• [CHALLENGE]: Repeat the material in full. Keep every line exactly as it is.

━━━

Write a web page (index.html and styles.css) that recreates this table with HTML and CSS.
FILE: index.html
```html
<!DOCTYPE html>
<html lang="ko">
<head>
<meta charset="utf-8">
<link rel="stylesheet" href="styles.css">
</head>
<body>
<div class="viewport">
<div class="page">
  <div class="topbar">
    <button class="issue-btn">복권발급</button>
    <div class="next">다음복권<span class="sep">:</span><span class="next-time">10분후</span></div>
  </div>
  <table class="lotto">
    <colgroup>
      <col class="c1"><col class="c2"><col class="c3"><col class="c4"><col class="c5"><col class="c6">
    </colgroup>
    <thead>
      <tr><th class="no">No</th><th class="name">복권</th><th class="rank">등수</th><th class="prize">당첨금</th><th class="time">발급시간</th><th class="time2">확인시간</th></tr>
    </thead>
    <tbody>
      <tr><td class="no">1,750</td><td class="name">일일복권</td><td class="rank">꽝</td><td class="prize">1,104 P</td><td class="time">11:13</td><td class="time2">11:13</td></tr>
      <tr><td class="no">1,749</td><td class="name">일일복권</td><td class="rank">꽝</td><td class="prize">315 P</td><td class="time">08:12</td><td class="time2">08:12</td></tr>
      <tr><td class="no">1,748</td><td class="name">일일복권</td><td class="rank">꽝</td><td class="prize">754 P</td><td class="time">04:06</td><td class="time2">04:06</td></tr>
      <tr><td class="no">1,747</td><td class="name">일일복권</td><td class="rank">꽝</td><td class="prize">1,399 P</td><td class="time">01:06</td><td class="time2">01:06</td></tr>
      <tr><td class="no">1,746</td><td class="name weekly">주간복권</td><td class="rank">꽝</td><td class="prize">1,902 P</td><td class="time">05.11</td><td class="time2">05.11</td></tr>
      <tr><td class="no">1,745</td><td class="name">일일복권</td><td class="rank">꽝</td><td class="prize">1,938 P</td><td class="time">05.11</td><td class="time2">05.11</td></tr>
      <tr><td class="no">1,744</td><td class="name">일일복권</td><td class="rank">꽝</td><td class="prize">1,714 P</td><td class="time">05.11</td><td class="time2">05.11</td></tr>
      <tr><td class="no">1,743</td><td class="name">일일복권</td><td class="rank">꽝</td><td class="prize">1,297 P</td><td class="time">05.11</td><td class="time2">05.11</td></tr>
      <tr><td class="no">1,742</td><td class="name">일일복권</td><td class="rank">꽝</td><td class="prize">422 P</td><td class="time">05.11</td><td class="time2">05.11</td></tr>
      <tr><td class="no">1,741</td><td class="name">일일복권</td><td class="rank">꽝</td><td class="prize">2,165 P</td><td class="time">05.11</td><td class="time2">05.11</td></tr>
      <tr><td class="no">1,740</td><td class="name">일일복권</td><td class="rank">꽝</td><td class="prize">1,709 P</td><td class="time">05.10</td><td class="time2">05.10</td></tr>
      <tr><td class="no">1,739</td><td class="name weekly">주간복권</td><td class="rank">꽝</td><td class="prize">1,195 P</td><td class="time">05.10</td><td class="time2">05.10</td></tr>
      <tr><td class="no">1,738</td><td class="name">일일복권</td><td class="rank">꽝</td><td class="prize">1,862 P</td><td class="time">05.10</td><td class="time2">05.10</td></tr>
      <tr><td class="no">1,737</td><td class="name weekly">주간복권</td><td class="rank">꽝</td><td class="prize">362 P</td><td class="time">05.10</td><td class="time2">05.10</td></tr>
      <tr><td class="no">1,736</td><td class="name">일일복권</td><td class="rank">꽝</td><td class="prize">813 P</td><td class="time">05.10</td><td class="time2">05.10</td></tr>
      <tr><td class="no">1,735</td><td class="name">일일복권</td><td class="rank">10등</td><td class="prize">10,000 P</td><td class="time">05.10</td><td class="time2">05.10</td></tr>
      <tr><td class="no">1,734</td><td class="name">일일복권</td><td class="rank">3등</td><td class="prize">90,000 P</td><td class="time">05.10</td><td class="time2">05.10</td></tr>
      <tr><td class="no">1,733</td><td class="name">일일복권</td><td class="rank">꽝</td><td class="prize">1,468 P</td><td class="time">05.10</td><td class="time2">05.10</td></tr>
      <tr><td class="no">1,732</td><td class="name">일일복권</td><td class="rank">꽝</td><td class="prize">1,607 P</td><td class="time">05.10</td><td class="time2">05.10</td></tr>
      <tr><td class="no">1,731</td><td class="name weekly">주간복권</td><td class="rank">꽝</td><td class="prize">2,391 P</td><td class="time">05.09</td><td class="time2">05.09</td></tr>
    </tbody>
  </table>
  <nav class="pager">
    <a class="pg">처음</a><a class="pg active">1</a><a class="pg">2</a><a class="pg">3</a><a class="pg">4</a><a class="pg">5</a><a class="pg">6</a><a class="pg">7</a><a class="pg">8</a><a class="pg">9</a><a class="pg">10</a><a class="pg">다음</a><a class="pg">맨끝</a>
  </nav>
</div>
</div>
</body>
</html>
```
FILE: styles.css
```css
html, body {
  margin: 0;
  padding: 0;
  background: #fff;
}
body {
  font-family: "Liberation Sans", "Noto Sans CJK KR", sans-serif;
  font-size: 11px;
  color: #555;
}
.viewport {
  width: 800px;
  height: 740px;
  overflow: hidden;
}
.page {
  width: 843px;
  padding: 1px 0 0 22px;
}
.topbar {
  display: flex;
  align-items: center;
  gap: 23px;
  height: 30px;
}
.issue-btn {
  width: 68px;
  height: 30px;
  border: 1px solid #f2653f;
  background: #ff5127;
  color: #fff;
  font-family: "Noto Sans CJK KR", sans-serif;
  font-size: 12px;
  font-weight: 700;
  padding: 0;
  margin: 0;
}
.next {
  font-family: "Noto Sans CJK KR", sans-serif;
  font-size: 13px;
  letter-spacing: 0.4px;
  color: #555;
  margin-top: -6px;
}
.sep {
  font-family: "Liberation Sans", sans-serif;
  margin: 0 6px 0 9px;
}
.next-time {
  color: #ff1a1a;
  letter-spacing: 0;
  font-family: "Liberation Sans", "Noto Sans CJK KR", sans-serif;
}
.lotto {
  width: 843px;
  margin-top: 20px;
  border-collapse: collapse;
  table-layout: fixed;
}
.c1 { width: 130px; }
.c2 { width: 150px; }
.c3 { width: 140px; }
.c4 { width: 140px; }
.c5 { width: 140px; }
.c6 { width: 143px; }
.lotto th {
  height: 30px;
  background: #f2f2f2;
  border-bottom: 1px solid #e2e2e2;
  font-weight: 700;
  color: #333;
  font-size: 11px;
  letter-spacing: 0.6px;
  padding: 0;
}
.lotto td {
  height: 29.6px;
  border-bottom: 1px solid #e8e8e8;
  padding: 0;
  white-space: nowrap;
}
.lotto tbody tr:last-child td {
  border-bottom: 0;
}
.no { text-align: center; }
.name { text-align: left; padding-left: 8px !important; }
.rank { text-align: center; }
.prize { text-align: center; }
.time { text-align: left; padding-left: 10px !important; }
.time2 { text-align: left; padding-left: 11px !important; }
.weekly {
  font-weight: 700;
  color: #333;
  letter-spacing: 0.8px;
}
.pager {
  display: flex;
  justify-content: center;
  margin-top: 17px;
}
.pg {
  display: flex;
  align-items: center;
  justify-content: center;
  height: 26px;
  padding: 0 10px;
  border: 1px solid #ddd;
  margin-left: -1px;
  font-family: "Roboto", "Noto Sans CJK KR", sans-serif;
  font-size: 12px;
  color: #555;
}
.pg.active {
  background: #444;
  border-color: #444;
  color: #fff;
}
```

━━━

• [ANSWER TO THIS PROBLEM]:
Write a web page (index.html and styles.css) that recreates this table with HTML and CSS.
FILE: index.html
```html
<!DOCTYPE html>
<html lang="ko">
<head>
<meta charset="utf-8">
<link rel="stylesheet" href="styles.css">
</head>
<body>
<div class="viewport">
<div class="page">
  <div class="topbar">
    <button class="issue-btn">복권발급</button>
    <div class="next">다음복권<span class="sep">:</span><span class="next-time">10분후</span></div>
  </div>
  <table class="lotto">
    <colgroup>
      <col class="c1"><col class="c2"><col class="c3"><col class="c4"><col class="c5"><col class="c6">
    </colgroup>
    <thead>
      <tr><th class="no">No</th><th class="name">복권</th><th class="rank">등수</th><th class="prize">당첨금</th><th class="time">발급시간</th><th class="time2">확인시간</th></tr>
    </thead>
    <tbody>
      <tr><td class="no">1,750</td><td class="name">일일복권</td><td class="rank">꽝</td><td class="prize">1,104 P</td><td class="time">11:13</td><td class="time2">11:13</td></tr>
      <tr><td class="no">1,749</td><td class="name">일일복권</td><td class="rank">꽝</td><td class="prize">315 P</td><td class="time">08:12</td><td class="time2">08:12</td></tr>
      <tr><td class="no">1,748</td><td class="name">일일복권</td><td class="rank">꽝</td><td class="prize">754 P</td><td class="time">04:06</td><td class="time2">04:06</td></tr>
      <tr><td class="no">1,747</td><td class="name">일일복권</td><td class="rank">꽝</td><td class="prize">1,399 P</td><td class="time">01:06</td><td class="time2">01:06</td></tr>
      <tr><td class="no">1,746</td><td class="name weekly">주간복권</td><td class="rank">꽝</td><td class="prize">1,902 P</td><td class="time">05.11</td><td class="time2">05.11</td></tr>
      <tr><td class="no">1,745</td><td class="name">일일복권</td><td class="rank">꽝</td><td class="prize">1,938 P</td><td class="time">05.11</td><td class="time2">05.11</td></tr>
      <tr><td class="no">1,744</td><td class="name">일일복권</td><td class="rank">꽝</td><td class="prize">1,714 P</td><td class="time">05.11</td><td class="time2">05.11</td></tr>
      <tr><td class="no">1,743</td><td class="name">일일복권</td><td class="rank">꽝</td><td class="prize">1,297 P</td><td class="time">05.11</td><td class="time2">05.11</td></tr>
      <tr><td class="no">1,742</td><td class="name">일일복권</td><td class="rank">꽝</td><td class="prize">422 P</td><td class="time">05.11</td><td class="time2">05.11</td></tr>
      <tr><td class="no">1,741</td><td class="name">일일복권</td><td class="rank">꽝</td><td class="prize">2,165 P</td><td class="time">05.11</td><td class="time2">05.11</td></tr>
      <tr><td class="no">1,740</td><td class="name">일일복권</td><td class="rank">꽝</td><td class="prize">1,709 P</td><td class="time">05.10</td><td class="time2">05.10</td></tr>
      <tr><td class="no">1,739</td><td class="name weekly">주간복권</td><td class="rank">꽝</td><td class="prize">1,195 P</td><td class="time">05.10</td><td class="time2">05.10</td></tr>
      <tr><td class="no">1,738</td><td class="name">일일복권</td><td class="rank">꽝</td><td class="prize">1,862 P</td><td class="time">05.10</td><td class="time2">05.10</td></tr>
      <tr><td class="no">1,737</td><td class="name weekly">주간복권</td><td class="rank">꽝</td><td class="prize">362 P</td><td class="time">05.10</td><td class="time2">05.10</td></tr>
      <tr><td class="no">1,736</td><td class="name">일일복권</td><td class="rank">꽝</td><td class="prize">813 P</td><td class="time">05.10</td><td class="time2">05.10</td></tr>
      <tr><td class="no">1,735</td><td class="name">일일복권</td><td class="rank">10등</td><td class="prize">10,000 P</td><td class="time">05.10</td><td class="time2">05.10</td></tr>
      <tr><td class="no">1,734</td><td class="name">일일복권</td><td class="rank">3등</td><td class="prize">90,000 P</td><td class="time">05.10</td><td class="time2">05.10</td></tr>
      <tr><td class="no">1,733</td><td class="name">일일복권</td><td class="rank">꽝</td><td class="prize">1,468 P</td><td class="time">05.10</td><td class="time2">05.10</td></tr>
      <tr><td class="no">1,732</td><td class="name">일일복권</td><td class="rank">꽝</td><td class="prize">1,607 P</td><td class="time">05.10</td><td class="time2">05.10</td></tr>
      <tr><td class="no">1,731</td><td class="name weekly">주간복권</td><td class="rank">꽝</td><td class="prize">2,391 P</td><td class="time">05.09</td><td class="time2">05.09</td></tr>
    </tbody>
  </table>
  <nav class="pager">
    <a class="pg">처음</a><a class="pg active">1</a><a class="pg">2</a><a class="pg">3</a><a class="pg">4</a><a class="pg">5</a><a class="pg">6</a><a class="pg">7</a><a class="pg">8</a><a class="pg">9</a><a class="pg">10</a><a class="pg">다음</a><a class="pg">맨끝</a>
  </nav>
</div>
</div>
</body>
</html>
```
FILE: styles.css
```css
html, body {
  margin: 0;
  padding: 0;
  background: #fff;
}
body {
  font-family: "Liberation Sans", "Noto Sans CJK KR", sans-serif;
  font-size: 11px;
  color: #555;
}
.viewport {
  width: 800px;
  height: 740px;
  overflow: hidden;
}
.page {
  width: 843px;
  padding: 1px 0 0 22px;
}
.topbar {
  display: flex;
  align-items: center;
  gap: 23px;
  height: 30px;
}
.issue-btn {
  width: 68px;
  height: 30px;
  border: 1px solid #f2653f;
  background: #ff5127;
  color: #fff;
  font-family: "Noto Sans CJK KR", sans-serif;
  font-size: 12px;
  font-weight: 700;
  padding: 0;
  margin: 0;
}
.next {
  font-family: "Noto Sans CJK KR", sans-serif;
  font-size: 13px;
  letter-spacing: 0.4px;
  color: #555;
  margin-top: -6px;
}
.sep {
  font-family: "Liberation Sans", sans-serif;
  margin: 0 6px 0 9px;
}
.next-time {
  color: #ff1a1a;
  letter-spacing: 0;
  font-family: "Liberation Sans", "Noto Sans CJK KR", sans-serif;
}
.lotto {
  width: 843px;
  margin-top: 20px;
  border-collapse: collapse;
  table-layout: fixed;
}
.c1 { width: 130px; }
.c2 { width: 150px; }
.c3 { width: 140px; }
.c4 { width: 140px; }
.c5 { width: 140px; }
.c6 { width: 143px; }
.lotto th {
  height: 30px;
  background: #f2f2f2;
  border-bottom: 1px solid #e2e2e2;
  font-weight: 700;
  color: #333;
  font-size: 11px;
  letter-spacing: 0.6px;
  padding: 0;
}
.lotto td {
  height: 29.6px;
  border-bottom: 1px solid #e8e8e8;
  padding: 0;
  white-space: nowrap;
}
.lotto tbody tr:last-child td {
  border-bottom: 0;
}
.no { text-align: center; }
.name { text-align: left; padding-left: 8px !important; }
.rank { text-align: center; }
.prize { text-align: center; }
.time { text-align: left; padding-left: 10px !important; }
.time2 { text-align: left; padding-left: 11px !important; }
.weekly {
  font-weight: 700;
  color: #333;
  letter-spacing: 0.8px;
}
.pager {
  display: flex;
  justify-content: center;
  margin-top: 17px;
}
.pg {
  display: flex;
  align-items: center;
  justify-content: center;
  height: 26px;
  padding: 0 10px;
  border: 1px solid #ddd;
  margin-left: -1px;
  font-family: "Roboto", "Noto Sans CJK KR", sans-serif;
  font-size: 12px;
  color: #555;
}
.pg.active {
  background: #444;
  border-color: #444;
  color: #fff;
}
```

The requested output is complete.